* [Your goal] In the records below, find the line containing "Recreate this image as a component" and the line containing "import clsx from 'clsx';". Give again exactly those lines and every line between them, omitting the pictures.

* [Provided data]
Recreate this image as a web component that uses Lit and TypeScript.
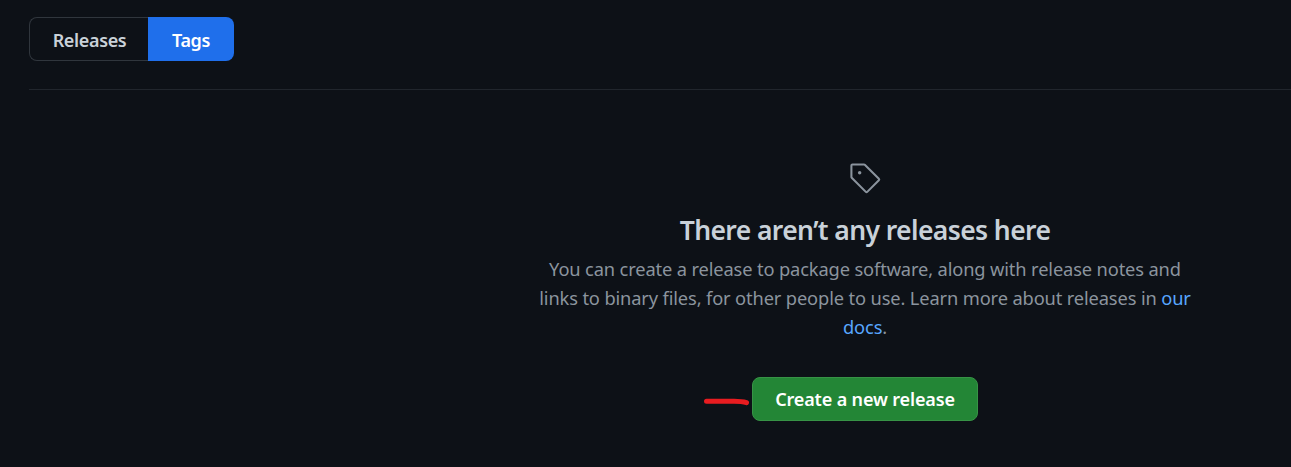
import { LitElement, html, css } from "lit";
import { customElement } from "lit/decorators.js";

@customElement("app-root")
export class AppRoot extends LitElement {
  static styles = css`
    :host {
      display: block;
      box-sizing: border-box;
      height: 467px;
      padding: 17px 0 0 29px;
      overflow: hidden;
      background: #0d1117;
      color: #c9d1d9;
      font-family: "Noto Sans", "Open Sans", sans-serif;
      font-size: 18.3px;
    }
    .page { width: 1672px; }
    .bar { display: flex; height: 72px; align-items: flex-start; border-bottom: 1px solid #21262d; }
    .tab {
      display: flex;
      box-sizing: border-box;
      height: 44px;
      align-items: center;
      justify-content: center;
      font-weight: 600;
      font-size: 18px;
      letter-spacing: -0.35px;
      padding-top: 2px;
      text-decoration: none;
      white-space: nowrap;
    }
    .releases { width: 119px; padding-left: 1px; border: 1px solid #30363d; border-right: 0; border-radius: 8px 0 0 8px; color: #c9d1d9; }
    .tags { width: 86px; border-radius: 0 8px 8px 0; background: #1f6feb; color: #fff; }
    .blank { display: flex; flex-direction: column; align-items: center; padding-top: 72px; }
    .icon { display: block; width: 33px; height: 33px; fill: #8b949e; }
    h2 { margin: 17px 0 0; font-size: 26.5px; line-height: 36px; letter-spacing: -0.6px; font-weight: 600; white-space: nowrap; }
    p { margin: 6px 0 0; line-height: 29px; letter-spacing: -0.14px; color: #8b949e; text-align: center; white-space: nowrap; }
    .line { display: block; }
    a.link { color: #58a6ff; text-decoration: none; }
    .action { position: relative; margin-top: 36px; }
    button {
      display: block;
      box-sizing: border-box;
      width: 226px;
      height: 44px;
      padding: 0;
      border: 1px solid #379346;
      border-radius: 8px;
      background: #238636;
      color: #fff;
      font: 600 18px "Noto Sans", "Open Sans", sans-serif;
      letter-spacing: -0.15px;
      white-space: nowrap;
    }
    .mark { position: absolute; left: -49px; top: 19px; width: 48px; height: 12px; }
  `;

  render() {
    return html`
      <main class="page">
        <nav class="bar">
          <a class="tab releases"><span>Releases</span></a>
          <a class="tab tags"><span>Tags</span></a>
        </nav>
        <section class="blank">
          <svg class="icon" viewBox="0 0 24 24">
            <path d="M7.75 6.5a1.25 1.25 0 1 0 0 2.5 1.25 1.25 0 0 0 0-2.5Z" />
            <path fill-rule="evenodd" d="M2.5 1h8.44a1.5 1.5 0 0 1 1.06.44l10.25 10.25a1.5 1.5 0 0 1 0 2.12l-8.44 8.44a1.5 1.5 0 0 1-2.12 0L1.44 12A1.5 1.5 0 0 1 1 10.94V2.5A1.5 1.5 0 0 1 2.5 1Zm0 1.5v8.44l10.25 10.25 8.44-8.44L10.94 2.5Z" />
          </svg>
          <h2>There aren’t any releases here</h2>
          <p>
            <span class="line">You can create a release to package software, along with release notes and</span>
            <span class="line">links to binary files, for other people to use. Learn more about releases in <a class="link">our</a></span>
            <span class="line"><a class="link">docs</a>.</span>
          </p>
          <div class="action">
            <button>Create a new release</button>
            <svg class="mark" viewBox="0 0 48 12" fill="none" stroke="#e81c20" stroke-width="5" stroke-linecap="round" stroke-linejoin="round">
              <path d="M3.5 5.3H31Q39 5.3 43.5 6.7" />
            </svg>
          </div>
        </section>
      </main>
    `;
  }
}
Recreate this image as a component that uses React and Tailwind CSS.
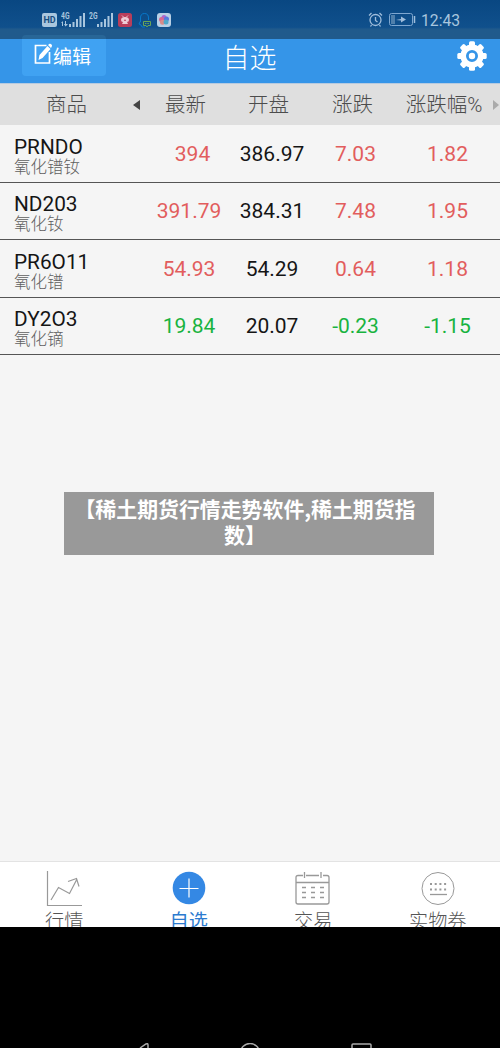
import clsx from 'clsx';

const QUOTES = [
  { code: 'PRNDO', name: '氧化镨钕', last: '394', open: '386.97', change: '7.03', percent: '1.82' },
  { code: 'ND203', name: '氧化钕', last: '391.79', open: '384.31', change: '7.48', percent: '1.95' },
  { code: 'PR6O11', name: '氧化镨', last: '54.93', open: '54.29', change: '0.64', percent: '1.18' },
  { code: 'DY2O3', name: '氧化镝', last: '19.84', open: '20.07', change: '-0.23', percent: '-1.15' },
];

function Signal({ label, arrows }) {
  return (
    <svg width="25" height="16" viewBox="0 0 25 16" fill="#a9c6de">
      <text x="0" y="6.500" fontSize="9" fontWeight="700" textLength="8.500" lengthAdjust="spacingAndGlyphs">{label}</text>
      {arrows && <path d="M0 11 2 9v5H1v-3zM4 9h1v3h2l-2.500 2.500L3 12h1z" />}
      <path d="M8 12h2v3H8zM11.500 10h2v5h-2zM15 7h2v8h-2zM18.500 4h2v11h-2zM22 1h2v14h-2z" />
    </svg>
  );
}

function StatusBar() {
  return (
    <div className="flex h-[39px] items-start bg-linear-to-b from-[#094782] from-0% via-[#10508c] via-70% to-[#205a8c] to-75% pt-3 text-[#a9c6de]">
      <div className="ml-[42px] mt-px flex h-[14px] w-[15px] items-center justify-center rounded-[2px] bg-[#a9c6de] text-[9px] font-bold leading-none text-[#174d7e]">
        HD
      </div>
      <div className="ml-[4px] w-[25px]"><Signal label="4G" arrows /></div>
      <div className="ml-[3px] w-[25px]"><Signal label="2G" /></div>
      <svg className="ml-[4px] mt-px" width="14" height="14" viewBox="0 0 14 14">
        <rect width="14" height="14" rx="2.500" fill="#b93e5b" />
        <path d="m4 2.500 2 2M10 2.500l-2 2" stroke="#e5c2d0" />
        <path d="M3 7q0-3 4-3t4 3q0 2-2 2l1 2H4l1-2Q3 9 3 7z" fill="#edcbd5" />
        <path d="m7 6 1 2H6z" fill="#b93e5b" />
      </svg>
      <svg className="ml-[6px] mt-px" width="14" height="15" viewBox="0 0 14 15" fill="none">
        <path d="M2.500 9V5q0-4.500 4-4.500t4 4.500v2M2.500 8 1 11l2 1 1 2h3" stroke="#0879ca" />
        <path d="M5.500 8.500h7v4H10l-1 1.500-1-1.500H5.500z" stroke="#69a657" />
        <path d="M7 10.500h4" stroke="#69a657" strokeDasharray="1 .6" />
      </svg>
      <svg className="ml-[5px] mt-px" width="14" height="14" viewBox="0 0 14 14">
        <rect width="14" height="14" rx="3" fill="#b9d0e5" />
        <circle cx="7" cy="4.500" r="2.500" fill="#aa66cd" />
        <circle cx="4.500" cy="6.500" r="2.500" fill="#d66892" />
        <circle cx="9.500" cy="6" r="2.500" fill="#5678dd" />
        <circle cx="5.500" cy="9.300" r="2.500" fill="#d88b89" />
        <circle cx="9" cy="9" r="2.500" fill="#4ea9cb" />
      </svg>
      <svg className="ml-[197px]" width="15" height="16" viewBox="0 0 15 16" fill="none" stroke="#9fbddb" strokeWidth="1.300">
        <circle cx="7.500" cy="8" r="5.500" />
        <path d="M7.500 5v3.500l2 1.500M1 3.500 3.500 1M14 3.500 11.500 1M3.500 13l-1 1.500M11.500 13l1 1.500" />
      </svg>
      <svg className="ml-[6px] mt-px" width="27" height="14" viewBox="0 0 27 14" fill="none">
        <rect x=".5" y=".5" width="23" height="12" rx="2" stroke="#7ea7d0" />
        <path d="M2 2h4v9H2z" fill="#4f7fab" />
        <path d="m7 7 5-1V3.500l5 3-5 3V7.500z" fill="#9fbddb" />
        <path d="M25.500 3v7" stroke="#9fbddb" strokeWidth="1.500" />
      </svg>
      <span className="ml-[5px] pt-px text-[15.7px] leading-4">12:43</span>
    </div>
  );
}

function Header() {
  return (
    <div className="grid h-11 grid-cols-[22px_84px_287px_107px] bg-[#3595e8] text-white">
      <button type="button" className="col-start-2 -mt-1 flex h-[41px] items-center rounded bg-linear-to-b from-[#286697] from-[4px] to-[#40a2f2] to-[4px] pl-[12px]">
        <svg className="-mt-1" width="19" height="22" viewBox="0 0 18 22">
          <path d="M12 2.500H1v17.500h14V9" fill="none" stroke="white" strokeWidth="1.700" />
          <path d="m4 17 1-5 8-9 3 3-8 9zM13.500 2 15 .800q1-.5 2 .6t.3 2L16.500 5z" fill="white" />
        </svg>
        <span className="pt-[4px] text-[19px] leading-6">编辑</span>
      </button>
      <h1 className="pt-[2px] text-center text-[27px] font-light leading-9">自选</h1>
      <svg className="ml-[64px] mt-[1.5px]" width="30" height="30" viewBox="-15 -15 30 30" fill="white">
        <circle r="8.800" fill="none" stroke="white" strokeWidth="5.600" />
        <circle r="3.200" />
        {[0, 45, 90, 135, 180, 225, 270, 315].map((angle) => (
          <rect key={angle} x="-3" y="-14.700" width="6" height="6" rx="1.500" transform={`rotate(${angle})`} />
        ))}
      </svg>
    </div>
  );
}

function ColumnTitles() {
  return (
    <div className="grid h-[42px] grid-cols-[133px_11px_83px_83px_85px_98px_7px] items-center border-t border-[#b7cbe0] bg-[#dfdfdf] pt-px text-center text-[20.5px] font-light text-[#4c4c4c]">
      <span>商品</span>
      <svg className="-mt-px" width="7" height="10" viewBox="0 0 7 10"><path d="m0 5 7-5v10z" fill="#444" /></svg>
      <span>最新</span>
      <span>开盘</span>
      <span>涨跌</span>
      <span>涨跌幅%</span>
      <svg className="-mt-px" width="6" height="10" viewBox="0 0 6 10"><path d="M0 0v10l6-5z" fill="#aaa" /></svg>
    </div>
  );
}

function QuoteRow({ quote }) {
  const falling = quote.change.startsWith('-');
  const tone = falling ? 'text-[#18b33f]' : 'text-[#e25d5d]';

  return (
    <div className="grid h-[57.5px] grid-cols-[147px_84px_82px_85px_99px] items-center border-b border-[#555] pt-[2px] text-center text-[21px] text-[#151515]">
      <div className="pl-[14px] pt-[5px] text-left">
        <p className="text-[20.8px] leading-[21px]">{quote.code}</p>
        <p className="text-[16.5px] font-light leading-[19px] text-[#606060]">{quote.name}</p>
      </div>
      <span className={clsx(tone, quote.last === '394' && 'pl-[7px]')}>{quote.last}</span>
      <span>{quote.open}</span>
      <span className={tone}>{quote.change}</span>
      <span className={tone}>{quote.percent}</span>
    </div>
  );
}

function ChartIcon() {
  return (
    <svg width="36" height="36" viewBox="0 0 36 36" fill="none" stroke="#999">
      <path d="M1.500 0v34.500H36M5 29l7.500-12.500 11 6L31 8M22 10.500l8.500-3 2.500 8" strokeWidth="1.200" />
    </svg>
  );
}

function PlusIcon() {
  return (
    <svg width="36" height="36" viewBox="0 0 36 36">
      <circle cx="18" cy="17" r="16.300" fill="#3488e4" />
      <path d="M8.500 17.500h19M18 7.500v19" stroke="white" strokeWidth="1.200" />
    </svg>
  );
}

function CalendarIcon() {
  return (
    <svg width="36" height="36" viewBox="0 0 36 36" fill="none" stroke="#999" strokeWidth="1.300">
      <path d="M8 4.500H3q-2 0-2 2V31q0 2 2 2h29q2 0 2-2V6.500q0-2-2-2h-4M11 4.500h13M9.500 1v6M26 1v6M1 11.500h33" />
      <path d="M7 16.500h4m5 0h4m5 0h4M7 21.500h4m5 0h4m5 0h4M7 26.500h4m5 0h4m5 0h4" />
    </svg>
  );
}

function VoucherIcon() {
  return (
    <svg width="36" height="36" viewBox="0 0 36 36" fill="none" stroke="#999">
      <circle cx="18" cy="17.500" r="16" />
      <path d="M10 13h18M10 18.500h18" strokeWidth="2" strokeDasharray="2 2.700" />
      <path d="M10 23.500h17" strokeWidth="1.300" />
    </svg>
  );
}

const TABS = [
  { label: '行情', Icon: ChartIcon },
  { label: '自选', Icon: PlusIcon, active: true },
  { label: '交易', Icon: CalendarIcon },
  { label: '实物券', Icon: VoucherIcon },
];

function TabBar() {
  return (
    <nav className="grid h-[66px] grid-cols-4 overflow-hidden border-t border-[#e3e3e3] bg-white pl-[2px]">
      {TABS.map(({ label, Icon, active }) => (
        <button key={label} type="button" className="flex flex-col items-center pt-[9px]">
          <Icon />
          <span className={clsx('mt-[2px] text-[19.2px] leading-[26px]', active ? 'text-[#2c7bcf]' : 'font-light text-[#555]')}>
            {label}
          </span>
        </button>
      ))}
    </nav>
  );
}

export default function App() {
  return (
    <div className="relative flex h-[1048px] w-[500px] flex-col overflow-hidden bg-[#f5f5f5] font-[Roboto,'Noto_Sans_CJK_SC',sans-serif]">
      <StatusBar />
      <Header />
      <ColumnTitles />
      <main className="flex-1">
        {QUOTES.map((quote) => (
          <QuoteRow key={quote.code} quote={quote} />
        ))}
      </main>
      <TabBar />
      <div className="flex h-[121px] items-end bg-black">
        <svg width="500" height="5" viewBox="0 0 500 5" fill="none" stroke="#aaa" strokeWidth="1.500">
          <path d="m140 5 6-4q2-1 2 1v3" />
          <circle cx="250" cy="10" r="9.500" />
          <path d="M352 5V2q0-1 1-1h17q1 0 1 1v3" />
        </svg>
      </div>
      <p className="absolute left-16 top-[492px] h-[63px] w-[370px] bg-[#999] pl-1 pr-3 pt-[3px] text-center font-['Noto_Sans_CJK_SC',sans-serif] text-[20.9px] font-bold leading-[26px] text-white">
        【稀土期货行情走势软件,稀土期货指数】
      </p>
    </div>
  );
}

* [Reply]
Recreate this image as a component that uses React and Tailwind CSS.
import clsx from 'clsx';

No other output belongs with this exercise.